The show opens the 2013/14 season at The Cultch, also marking its Canadian premiere. Produced by Vancouverbased Rumble Theatre, Penelope straddles the line between classical and contemporary, comedy and drama.

"The play has a wonderful balance of beauty and brutality, it's very funny and it's very terrible at the same time," explains Rumble Theatre's artistic director Stephen Drover.

When the curtain opens, it is 11:30 a.m. and already a scorching 35 degrees. At the bottom of a drained out swimming pool on a Greek island stand four men sporting neon Speedos, open robes and flip-flops. They are the last remaining suitors still competing to win over the long-suffering Penelope, who continues to wait faithfully for her husband. On this day, the four men realize that Odysseus' return is imminent.

"So they decide on this final day to band together and help each other win, rather than live in this singular competition where it's every man for himself," Drover says. The rationale behind their unlikely cooperation is if one man can win Penelope's love, Odysseus will spare all their lives when he arrives home to find them enjoying his wealth and courting his wife.

On the surface, Penelope is a comedy. The four men preen and posture in Odysseus' empty swimming pool, which they have transformed into a man cave complete with a barbecue, booze and blaring music.

"There's something ridiculous about these four guys who haven't gone off to war like Odysseus has, but they've stayed at home and what kind of self-important myths have they created about themselves," Drover says.

But beyond the revealing swimwear, feats of strength and snide insults are darker themes as the characters begin to face their true selves.

"These men realize that they've led pretty terrible, unworthy lives and they have about 45 minutes to redeem themselves before they're all killed," Drover says. "These men are forced to look at themselves and forced to admit, finally, once and for all, 'This is who I am and I've been running away from that truth all my life.'" The self-reflective script is one reason Rumble Theatre was drawn to Penelope in the first place.

"I really love plays that are really about probing, I suppose, our inner makeup and our inner psyche and really digging into what it means to be human," Drover says, adding that he is also keen on making international plays accessible to local theatre-goers.
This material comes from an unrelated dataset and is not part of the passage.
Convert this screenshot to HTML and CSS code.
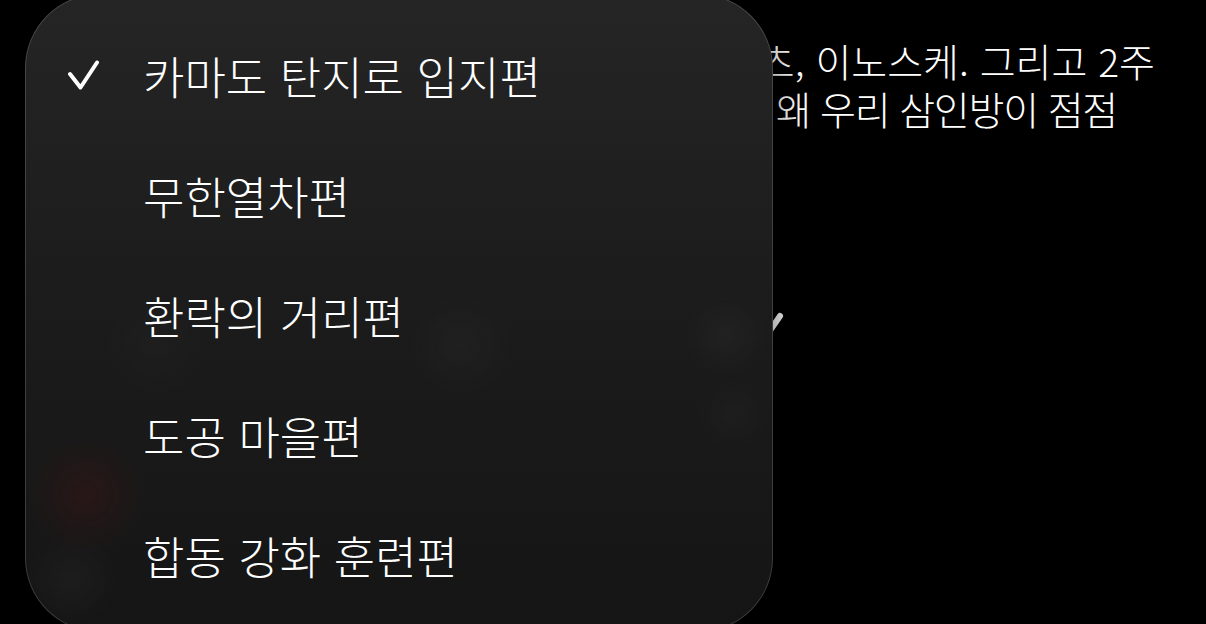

"Why should a Vancouverite have to go to London to see a great script from Europe? We should be doing them here."

Penelope is no doubt a contemporary play, as evidenced by references to CDs and Lexus cars, but Drover says the show also has a classical flavour inspired by the original source material.

"There's something also very ancient Greek about it where there's prophecy and there's the sense that the gods are going to take vengeance on us," he says. "So it sits in a strange intersection of contemporary and classical sensibilities."

Audiences can expect to laugh out loud, while at the same time witnessing incisive observations about human - specifically male - behaviour, Drover says.

"My biggest hope is that people leave the theatre talking about the things that the play wants to talk about," he says. "Not about the play itself, but about life and death and God and heaven and hell."

For those unfamiliar with Homeric legends, Drover assures that viewers needn't understand The Odyssey in order to enjoy Penelope any more than they would need to know Hamlet to enjoy The Lion King.